[Code that builds pages]
——————
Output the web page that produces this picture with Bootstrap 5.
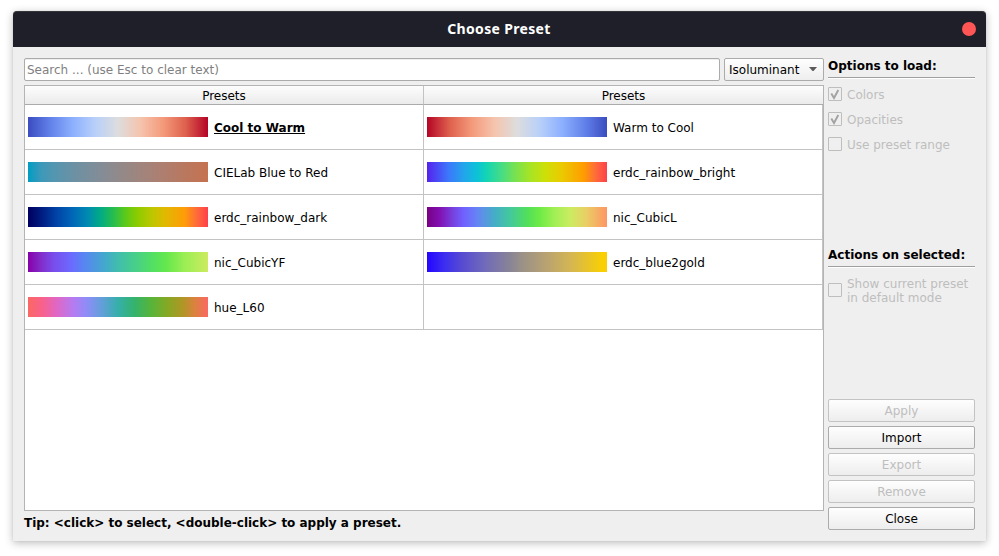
<!DOCTYPE html>
<html lang="en">
<head>
<meta charset="utf-8">
<title>Choose Preset</title>
<link href="https://cdn.jsdelivr.net/npm/bootstrap@5.3.0/dist/css/bootstrap.min.css" rel="stylesheet">
<style>
body{font:12px/14px "DejaVu Sans",sans-serif;color:#000;background:#fff;width:999px;height:556px;overflow:hidden;padding:11px 13px 15px}
.dialog-window{width:973px;height:530px;background:#efefef;border-radius:4px 4px 0 0;box-shadow:0 2px 8px rgba(0,0,0,.27),0 0 1px rgba(0,0,0,.2)}
.title-bar{height:36px;background:#1f1f29;border-top:1px solid #34343b;border-radius:4px 4px 0 0;padding:0 10px}
.title-text{font:700 14px/33px "Noto Sans",sans-serif;letter-spacing:.33px;color:#fff;padding:0 0 2px 13px}
.close-dot{width:14px;height:14px;border-radius:50%;background:#ff5555;margin-bottom:1px}
.main-body{padding:11px;gap:4px}
.left-pane{width:800px}
.right-pane{width:147px}
.search-box.form-control{width:696px;height:23px;min-height:0;font-size:12px;line-height:14px;padding:0 2px;border:1px solid #ababab;border-radius:2px;box-shadow:inset 0 1px #eee}
.search-box::placeholder{color:#7f7f7f}
.kind-box{width:100px;height:23px;border:1px solid #ababab;border-radius:2px;padding:0 6px 0 4px;background:linear-gradient(#fefefe,#eee)}
.preset-table{height:426px;margin-top:4px;border:1px solid #b4b4b4;background:#fff}
.grid-row{display:grid;grid-template-columns:399px 399px}
.head-cell{height:19px;line-height:18px;padding-top:1px;text-align:center;background:linear-gradient(#fdfdfd,#ebebeb);border-bottom:1px solid #ababab;border-right:1px solid #c3c3c3}
.head-cell:last-child{border-right:0}
.preset-cell{height:45px;border-right:1px solid #c3c3c3;border-bottom:1px solid #c3c3c3;padding-left:3px;gap:6px}
.preset-name{padding-top:2px}
.swatch{width:180px;height:20px}
.tip{height:14px;margin-top:5px;letter-spacing:-.01px}
.side-head{font-weight:700;padding:1px 0 4px;border-bottom:1px solid #9f9f9f;box-shadow:0 1px #fff}
.options{padding-top:9px;gap:11px}
.actions{margin-top:96px}
.tick-row{color:#bebebe;gap:5px}
.options .tick-row{height:14px}
.options .tick-row span{padding-top:1px}
.tick-row svg{flex:none}
.default-mode{padding-top:10px}
.default-mode svg{margin-bottom:2px}
.dlg-btn.btn{height:23px;font-size:12px;line-height:20px;padding:1px 0 0;color:#000;border:1px solid #ababab;border-radius:2px;background:linear-gradient(#fefefe,#ededed)}
.dlg-btn.btn:disabled{color:#bebebe;border-color:#c3c3c3;opacity:1}
.g1{background:linear-gradient(90deg,#3b4cc0,#6282ea 12.5%,#8db0fe 25%,#b8d0f9 37.5%,#dddddd 50%,#f5c4ad 62.5%,#f49a7b 75%,#de604d 87.5%,#b40426)}
.g2{background:linear-gradient(270deg,#3b4cc0,#6282ea 12.5%,#8db0fe 25%,#b8d0f9 37.5%,#dddddd 50%,#f5c4ad 62.5%,#f49a7b 75%,#de604d 87.5%,#b40426)}
.g3{background:linear-gradient(90deg,#009dc4,#3b99b9 7%,#5296b1 14%,#6b91a4 25%,#868c95 42%,#978885 55%,#ab8073 72%,#b9785f 87%,#c57251)}
.g4{background:linear-gradient(90deg,#5422ed,#3c78fb 12%,#20a7ea 21%,#0cc3d6 28%,#13d4b4 33%,#44dc88 41%,#78e150 49%,#a5e426 57%,#cfdf08 66%,#ebc900 75%,#ff9d00 87%,#ff693c 94%,#ff4049)}
.g5{background:linear-gradient(90deg,#00005f,#001e83 8%,#0044a7 16%,#0068b7 25%,#008ab2 33%,#00aa85 40%,#24bc52 47%,#5bc91b 54%,#8ecb00 61%,#bec600 69%,#e0b900 76%,#ff9c08 87%,#ff693c 94%,#ff4049)}
.g6{background:linear-gradient(90deg,#780085,#8210b2 7%,#773fdc 14%,#715fff 20%,#6585f4 28%,#43afc5 38%,#43c89d 46%,#52e059 56%,#70eb46 63%,#a2ef54 71%,#cceb61 80%,#e9d065 88%,#ff9564)}
.g7{background:linear-gradient(90deg,#8700a9,#832bc9 7%,#794ceb 14%,#6b6aff 24%,#5688f0 32%,#42aacb 43%,#41bdad 50%,#47ce8c 59%,#52df63 69%,#65e84c 77%,#9bee54 87%,#cceb61)}
.g8{background:linear-gradient(90deg,#fb6863,#f8618c 8%,#df67c5 16%,#b67bf1 25%,#918bf8 32%,#629fda 41%,#36afaa 50%,#34b36d 59%,#55b43b 68%,#83a924 77%,#b09625 86%,#dd8040 93%,#fb6863)}
.g9{background:linear-gradient(90deg,#2305ff,#3d2fef 10%,#584cd0 20%,#716abb 32%,#888495 46%,#9b9287 53%,#b8a271 66%,#d5b653 80%,#fad000 98%,#fccc04)}
</style>
<script src="https://cdn.jsdelivr.net/npm/bootstrap@5.3.0/dist/js/bootstrap.bundle.min.js"></script>
</head>
<body>
<div class="dialog-window d-flex flex-column">
  <header class="title-bar d-flex align-items-center">
    <div class="title-text flex-grow-1 text-center">Choose Preset</div>
    <div class="close-dot"></div>
  </header>
  <main class="main-body d-flex flex-grow-1">
    <section class="left-pane d-flex flex-column">
      <div class="d-flex gap-1">
        <input class="search-box form-control" placeholder="Search ... (use Esc to clear text)">
        <div class="kind-box d-flex align-items-center justify-content-between">Isoluminant
          <svg width="8" height="5"><path d="M0 0h8L4.5 4h-1z" fill="#5b5b5b"/></svg></div>
      </div>
      <div class="preset-table">
        <div class="grid-row"><div class="head-cell">Presets</div><div class="head-cell">Presets</div></div>
        <div class="grid-row">
          <div class="preset-cell d-flex align-items-center"><div class="swatch g1"></div><span class="preset-name fw-bold text-decoration-underline">Cool to Warm</span></div>
          <div class="preset-cell d-flex align-items-center"><div class="swatch g2"></div><span class="preset-name">Warm to Cool</span></div>
          <div class="preset-cell d-flex align-items-center"><div class="swatch g3"></div><span class="preset-name">CIELab Blue to Red</span></div>
          <div class="preset-cell d-flex align-items-center"><div class="swatch g4"></div><span class="preset-name">erdc_rainbow_bright</span></div>
          <div class="preset-cell d-flex align-items-center"><div class="swatch g5"></div><span class="preset-name">erdc_rainbow_dark</span></div>
          <div class="preset-cell d-flex align-items-center"><div class="swatch g6"></div><span class="preset-name">nic_CubicL</span></div>
          <div class="preset-cell d-flex align-items-center"><div class="swatch g7"></div><span class="preset-name">nic_CubicYF</span></div>
          <div class="preset-cell d-flex align-items-center"><div class="swatch g9"></div><span class="preset-name">erdc_blue2gold</span></div>
          <div class="preset-cell d-flex align-items-center"><div class="swatch g8"></div><span class="preset-name">hue_L60</span></div>
          <div class="preset-cell"></div>
        </div>
      </div>
      <div class="tip fw-bold">Tip: &lt;click&gt; to select, &lt;double-click&gt; to apply a preset.</div>
    </section>
    <aside class="right-pane d-flex flex-column">
      <div class="side-head">Options to load:</div>
      <div class="options d-flex flex-column">
        <div class="tick-row d-flex align-items-center"><svg width="14" height="14" fill="none"><rect x=".5" y=".5" width="13" height="13" rx=".5" stroke="#bebebe"/><path d="M3.3 6.5L6 11 10.3 3" stroke="#a2a2a2" stroke-width="1.9"/></svg><span>Colors</span></div>
        <div class="tick-row d-flex align-items-center"><svg width="14" height="14" fill="none"><rect x=".5" y=".5" width="13" height="13" rx=".5" stroke="#bebebe"/><path d="M3.3 6.5L6 11 10.3 3" stroke="#a2a2a2" stroke-width="1.9"/></svg><span>Opacities</span></div>
        <div class="tick-row d-flex align-items-center"><svg width="14" height="14" fill="none"><rect x=".5" y=".5" width="13" height="13" rx=".5" stroke="#bebebe"/></svg><span>Use preset range</span></div>
      </div>
      <div class="side-head actions">Actions on selected:</div>
      <div class="tick-row default-mode d-flex align-items-center"><svg width="14" height="14" fill="none"><rect x=".5" y=".5" width="13" height="13" rx=".5" stroke="#bebebe"/></svg><span class="text-nowrap">Show current preset<br>in default mode</span></div>
      <div class="d-flex flex-column gap-1 mt-auto">
        <button class="btn dlg-btn" disabled>Apply</button>
        <button class="btn dlg-btn">Import</button>
        <button class="btn dlg-btn" disabled>Export</button>
        <button class="btn dlg-btn" disabled>Remove</button>
        <button class="btn dlg-btn">Close</button>
      </div>
    </aside>
  </main>
</div>
</body>
</html>
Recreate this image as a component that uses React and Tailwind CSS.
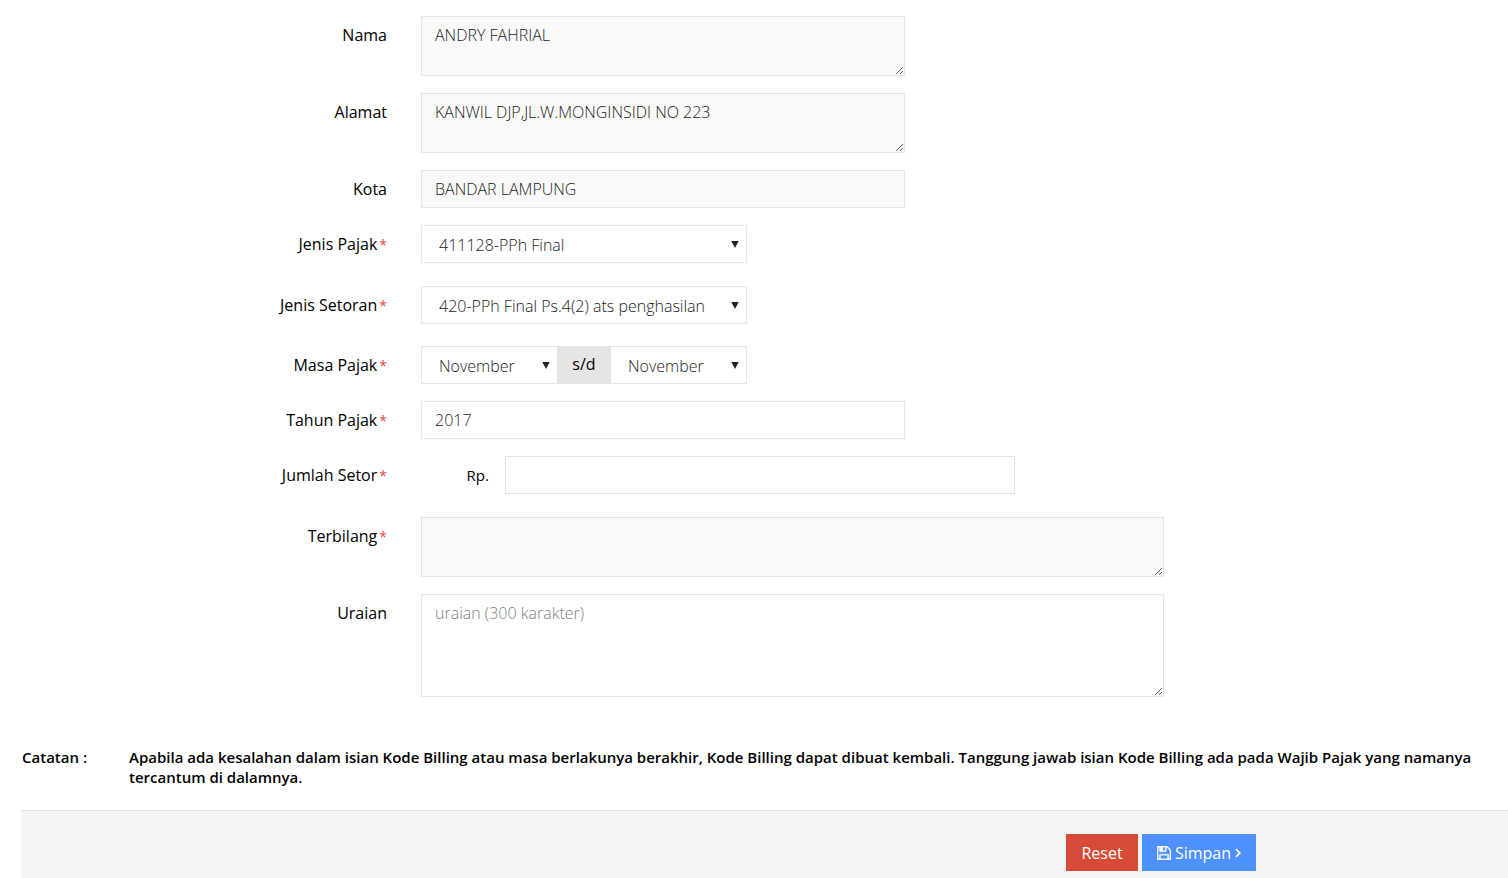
import { useState } from 'react'
import clsx from 'clsx'

const MONTHS = [
  'Januari', 'Februari', 'Maret', 'April', 'Mei', 'Juni',
  'Juli', 'Agustus', 'September', 'Oktober', 'November', 'Desember',
]

const control = 'block w-full border border-[#e5e5e5] px-[13px] text-base leading-[22px] font-light text-[#1a1a1a] outline-none placeholder:text-[#808080] focus:border-[#999]'

function FormRow({ id, label, required, gap = 'mb-[17px]', children }) {
  return (
    <div className={clsx('flex items-start', gap)}>
      <label htmlFor={id} className="w-1/4 shrink-0 pt-2 pr-[17px] text-right leading-[22px]">
        {label}
        {required && <span className="pl-0.5 text-sm text-[#e84848]">*</span>}
      </label>
      <div className="min-w-0 flex-1 px-[17px]">{children}</div>
    </div>
  )
}

function TextInput({ className, ...props }) {
  return <input type="text" className={clsx(control, 'h-[38px] read-only:bg-[#f9f9f9]', className)} {...props} />
}

function TextArea({ className, ...props }) {
  return <textarea className={clsx(control, 'resize py-[7px] read-only:bg-[#f9f9f9]', className)} {...props} />
}

function Select({ className, children, ...props }) {
  return (
    <div className={clsx('relative', className)}>
      <select
        className="block h-[38px] w-full appearance-none border border-[#e5e5e5] bg-white pt-0.5 pr-6 pl-[17px] text-base leading-[22px] font-light text-[#1a1a1a] outline-none"
        {...props}
      >
        {children}
      </select>
      <svg viewBox="0 0 8 7" className="pointer-events-none absolute top-4 right-2 h-[7px] w-2 fill-[#222]">
        <path d="M0.3 0h7.4L4 7z" />
      </svg>
    </div>
  )
}

function MonthSelect(props) {
  return (
    <Select className="flex-1" {...props}>
      {MONTHS.map((month) => (
        <option key={month}>{month}</option>
      ))}
    </Select>
  )
}

function SaveIcon() {
  return (
    <svg viewBox="0 0 1536 1536" className="size-3.5 fill-current stroke-current" strokeWidth="40">
      <path
        transform="translate(0 1408) scale(1 -1)"
        d="M384 0h768v384h-768v-384zM1280 0h128v896q0 14 -10 38.5t-20 34.5l-281 281q-10 10 -34 20t-39 10v-416q0 -40 -28 -68t-68 -28h-576q-40 0 -68 28t-28 68v416h-128v-1280h128v416q0 40 28 68t68 28h832q40 0 68 -28t28 -68v-416zM896 928v320q0 13 -9.5 22.5t-22.5 9.5h-192q-13 0 -22.5 -9.5t-9.5 -22.5v-320q0 -13 9.5 -22.5t22.5 -9.5h192q13 0 22.5 9.5t9.5 22.5zM1536 896v-928q0 -40 -28 -68t-68 -28h-1344q-40 0 -68 28t-28 68v1344q0 40 28 68t68 28h928q40 0 88 -20t76 -48l280 -280q28 -28 48 -76t20 -88z"
      />
    </svg>
  )
}

function AngleRightIcon() {
  return (
    <svg viewBox="0 0 6 10" className="h-2.5 w-1.5 fill-none stroke-current" strokeWidth="1.8">
      <path d="M1 1.2L4.8 5L1 8.8" />
    </svg>
  )
}

export default function App() {
  const [masaAwal, setMasaAwal] = useState('November')
  const [masaAkhir, setMasaAkhir] = useState('November')

  return (
    <form
      className="flex min-h-screen flex-col bg-white font-['Open_Sans',sans-serif] text-base text-black"
      onSubmit={(e) => e.preventDefault()}
    >
      <div className="pt-4 pl-9">
        <FormRow id="nama" label="Nama">
          <TextArea id="nama" className="h-[60px] max-w-[484px]" defaultValue="ANDRY FAHRIAL" readOnly />
        </FormRow>
        <FormRow id="alamat" label="Alamat">
          <TextArea id="alamat" className="h-[60px] max-w-[484px]" defaultValue="KANWIL DJP,JL.W.MONGINSIDI NO 223" readOnly />
        </FormRow>
        <FormRow id="kota" label="Kota">
          <TextInput id="kota" className="max-w-[484px]" defaultValue="BANDAR LAMPUNG" readOnly />
        </FormRow>
        <FormRow id="jenis-pajak" label="Jenis Pajak" required gap="mb-[23px]">
          <Select id="jenis-pajak" className="max-w-[326px]">
            <option>411128-PPh Final</option>
          </Select>
        </FormRow>
        <FormRow id="jenis-setoran" label="Jenis Setoran" required gap="mb-[22px]">
          <Select id="jenis-setoran" className="max-w-[326px]">
            <option>420-PPh Final Ps.4(2) ats penghasilan</option>
          </Select>
        </FormRow>
        <FormRow id="masa-awal" label="Masa Pajak" required>
          <div className="flex max-w-[326px]">
            <MonthSelect id="masa-awal" value={masaAwal} onChange={(e) => setMasaAwal(e.target.value)} />
            <label htmlFor="masa-akhir" className="w-[52px] bg-[#e5e5e5] pt-[7px] text-center leading-[22px]">s/d</label>
            <MonthSelect id="masa-akhir" value={masaAkhir} onChange={(e) => setMasaAkhir(e.target.value)} />
          </div>
        </FormRow>
        <FormRow id="tahun" label="Tahun Pajak" required>
          <TextInput id="tahun" className="max-w-[484px]" defaultValue="2017" />
        </FormRow>
        <FormRow id="jumlah" label="Jumlah Setor" required gap="mb-[23px]">
          <div className="flex items-center gap-4">
            <span className="w-[68px] shrink-0 text-right text-[15px] leading-[22px]">Rp.</span>
            <TextInput id="jumlah" className="max-w-[510px]" />
          </div>
        </FormRow>
        <FormRow id="terbilang" label="Terbilang" required>
          <TextArea id="terbilang" className="h-[60px] max-w-[743px]" readOnly />
        </FormRow>
        <FormRow id="uraian" label="Uraian">
          <TextArea id="uraian" className="h-[103px] max-w-[743px]" placeholder="uraian (300 karakter)" maxLength={300} />
        </FormRow>
      </div>

      <div className="flex pt-[33px] pr-4 pb-[23px] pl-[22px] text-[15px] leading-5 font-semibold">
        <p className="w-[107px] shrink-0">Catatan :</p>
        <p>
          Apabila ada kesalahan dalam isian Kode Billing atau masa berlakunya berakhir, Kode Billing dapat dibuat
          kembali. Tanggung jawab isian Kode Billing ada pada Wajib Pajak yang namanya tercantum di dalamnya.
        </p>
      </div>

      <div className="ml-[21px] flex flex-1 items-start justify-end gap-1 border-t border-[#e5e5e5] bg-[#f4f4f4] pt-[23px] pr-[252px]">
        <button type="reset" className="h-[37px] w-[72px] bg-[#d84a38] text-white">
          Reset
        </button>
        <button type="submit" className="flex h-[37px] w-[114px] items-center justify-center gap-1 bg-[#4d90fe] text-white">
          <SaveIcon />
          Simpan
          <AngleRightIcon />
        </button>
      </div>
    </form>
  )
}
——————
• _TASK DESCRIPTION_
Every line that holds the string "this" should be returned.

• _EXPECTED OUTPUT_
Output the web page that produces this picture with Bootstrap 5.
Recreate this image as a component that uses React and Tailwind CSS.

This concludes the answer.